Park Şamdan’a sürpriz ortak
Günün bir yatırım haberi de Park Şamdan’dan... Yeme içme sektörünün klasiklerinden Ersoy Çetin’in sahibi olduğu Park Şamdan’a Emre Ergani ortak oldu. Park Şamdan’ın 30 yıllık barı büyütülerek bahçesiyle birlikte adeta yeni bir restoran gibi hizmete sunuldu. Ergani, başta “Biber” olmak üzere bütün markalardaki hisselerini devretmiş, işletmeciliği bırakmış. Artık sadece Park Şamdan’a odaklanacakmış. 30 yıllık klasik çizgiyi bozmadan misafirlerini yeniliklerle karşılayacaklarmış.

Kriz de olsa ‘yiyoruz’
Yeme içme işinde patronların en büyük motivasyonu, artan gelir seviyesine bağlı olarak Türklerin dışarıda yeme içme oranının yükselmesi. Ve tabii İstanbul’a gelen üst düzey yabancılar. Şehrin finans merkezi olma vizyonu, global şirketlerin bölgesel üslerini İstanbul’a taşıması, her gün binlerce yabancının bir sebeple İstanbul’a gelmesi sektöre ilgiyi artırıyor. Belli bir gelir grubu da o kadar çok seyahat ediyor ki yurtdışında gördükleri markaları Türkiye’de de görmek, denemek istiyorlar. Yeme içme işinin krizlerden en az etkilenen defansif sektörlerden olması da bu ilgiyi doğruyor. Sektör makro ekonomik ortama çok duyarlı değil. Bankacılık gibi kur ve faiz hareketliliğinden etkilenmiyor. İnsanlar her seviyede bütçelerine göre yemek yiyorlar.

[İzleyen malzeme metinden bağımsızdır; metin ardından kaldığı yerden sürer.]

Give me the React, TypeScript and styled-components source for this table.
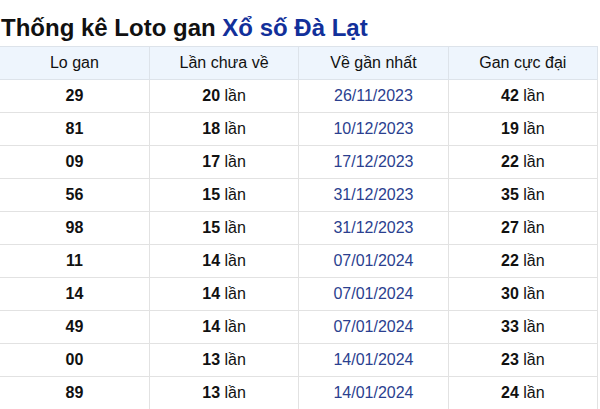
import React from "react";
import styled, { createGlobalStyle } from "styled-components";

const Global = createGlobalStyle`
  html, body { margin: 0; padding: 0; background: #fff; }
  body { font-family: "Liberation Sans", Arial, sans-serif; }
`;

const Wrap = styled.div`
  width: 598px;
  padding: 0;
`;

const Title = styled.h2`
  margin: 0;
  padding: 14px 0 0 1px;
  height: 32px;
  font-size: 24px;
  line-height: 28px;
  font-weight: 700;
  color: #111;
  white-space: nowrap;
`;

const Accent = styled.span`
  color: #12309a;
`;

const Table = styled.table`
  width: 598px;
  border-collapse: collapse;
  table-layout: fixed;
  font-size: 16px;
  color: #111;
`;

const Th = styled.th`
  background: #eef5fd;
  border: 1px solid #dde3ea;
  border-left: none;
  height: 32px;
  font-weight: 400;
  text-align: center;
  padding: 0;
`;

const Td = styled.td<{ $blue?: boolean }>`
  border: 1px solid #e2e2e2;
  border-left: none;
  height: 32px;
  text-align: center;
  padding: 0;
  color: ${(p) => (p.$blue ? "#2b3f8f" : "#111")};
`;

const B = styled.b`
  font-weight: 700;
`;

const rows: [string, number, string, number][] = [
  ["29", 20, "26/11/2023", 42],
  ["81", 18, "10/12/2023", 19],
  ["09", 17, "17/12/2023", 22],
  ["56", 15, "31/12/2023", 35],
  ["98", 15, "31/12/2023", 27],
  ["11", 14, "07/01/2024", 22],
  ["14", 14, "07/01/2024", 30],
  ["49", 14, "07/01/2024", 33],
  ["00", 13, "14/01/2024", 23],
  ["89", 13, "14/01/2024", 24],
];

export default function App() {
  return (
    <Wrap>
      <Global />
      <Title>
        Thống kê Loto gan <Accent>Xổ số Đà Lạt</Accent>
      </Title>
      <Table>
        <thead>
          <tr>
            <Th>Lo gan</Th>
            <Th>Lần chưa về</Th>
            <Th>Về gần nhất</Th>
            <Th>Gan cực đại</Th>
          </tr>
        </thead>
        <tbody>
          {rows.map((r) => (
            <tr key={r[0]}>
              <Td><B>{r[0]}</B></Td>
              <Td><B>{r[1]}</B> lần</Td>
              <Td $blue>{r[2]}</Td>
              <Td><B>{r[3]}</B> lần</Td>
            </tr>
          ))}
        </tbody>
      </Table>
    </Wrap>
  );
}
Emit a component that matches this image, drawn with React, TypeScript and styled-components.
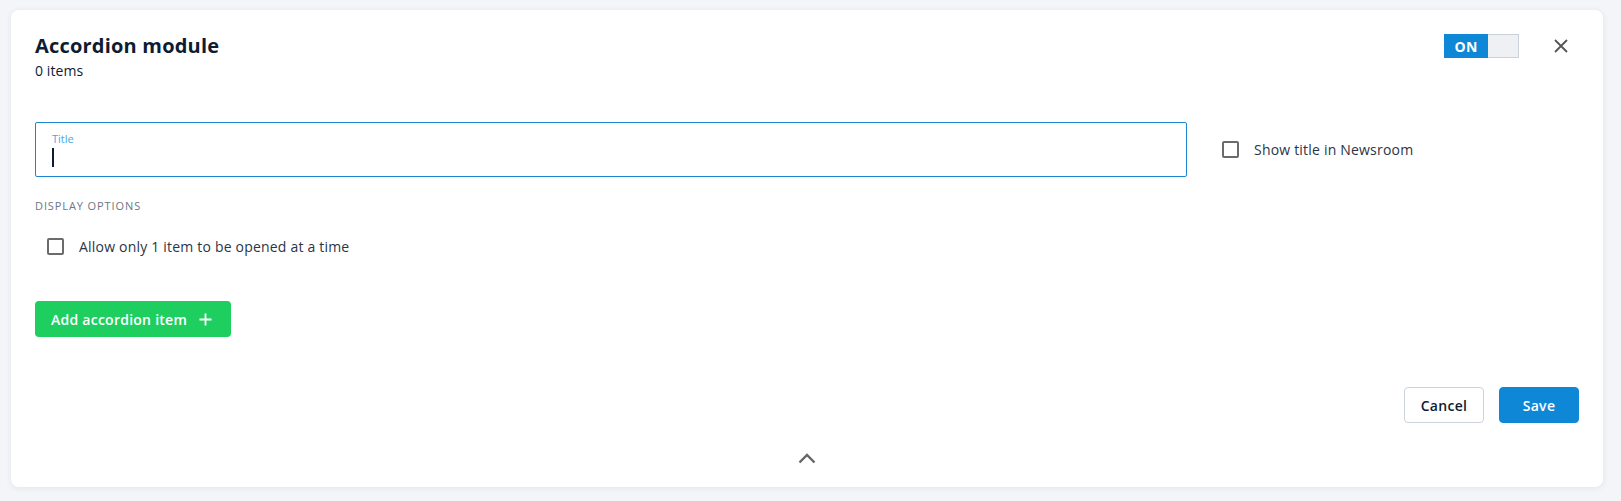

Üstelik büyük grupların el attığı üst segmentin krizlerden çok az etkilendiğini biliyoruz. Orta sınıfa hitap eden restoranlar da diğer sektörlerle kıyaslandığında krizlerden daha az etkileniyor.
Milyar dolarlık riskleri üstlenen Ferit Şahenk, Mübariz Mansimov, sektöre giriş antrenmanları yapan Ali Sabancı gibi patronlar için az sermaye gerektiren bu sektör, holding portföylerini çeşitlendirirken bir nevi “hedge” görevi bile görüyor. Boşuna değil İstanbul’da patronlar arasındaki sohbetin, “Bizim New York steak’imiz seninkinden daha güzel” noktasına gelmesi. Patronlar bu iş kolunun kârlılığının da hayranı, lezzeti aldılar bir kere. Ve bana göre birçoğu çok doğru bir strateji ile gidiyor. Sıfırdan marka yaratmaktansa var olan, beğeni kazanmış, sahiplerinin yıllarını verdiği işletmelere ortak olup onları parlatıyorlar.